The difference here is, soldiers’ EDC was more about surviving a war than opening a package from FedEx. Not that we’re disparaging your use of whatever gear you carry with you everyday. Hell, we’ve openly endorsed it. It’s just good to know why people started carrying some of these things in the first place. As often as not, it was a habit picked up on the battlefield.

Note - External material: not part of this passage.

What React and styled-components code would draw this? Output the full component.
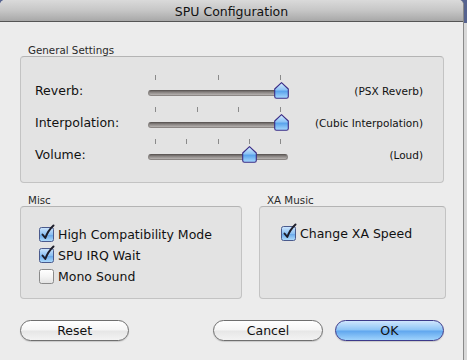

From what we’ve seen, the Duke of Wellington was ahead of his time in military fashion. He commissioned his regular shoemaker, George Hoby, to make a new type of boot that would look like the Hessians he wore with his British Army uniform, but could be worn with the new linen trousers soldiers had brought into British fashion. What Hoby ended up with was a boot with a lower cut than the Hessians and without their famous tassels, that could be comfortably worn in the new fashion. Wellington loved them.
Undoubtedly you’ve also noticed that the boot’s called the Wellington, not the Hoby. The reason for that, besides it rolling off the tongue better, was the Duke’s storied military career. He’d already been steadily gaining fame, but took a big step forward with the Battle of Vittoria in 1813. Wellington contributed to sweeping Napoleon from Spain and the public began dressing like the war hero. If that didn’t satisfy any naysayers, the Duke’s victory at the Battle of Waterloo, a battle so famous most Americans know what it is, despite us fighting an equally important war on our own soil.
The Wellington’s been to war a number of times, serving in pretty much every conflict the British had until the First World War, and probably in smaller parts after that. Modern Wellingtons, made of rubber and completely waterproof, were popularized in that same war as an effort to stave off trench foot. Like everything else, they followed the soldiers home and spread throughout households as people found more practical, everyday uses for them.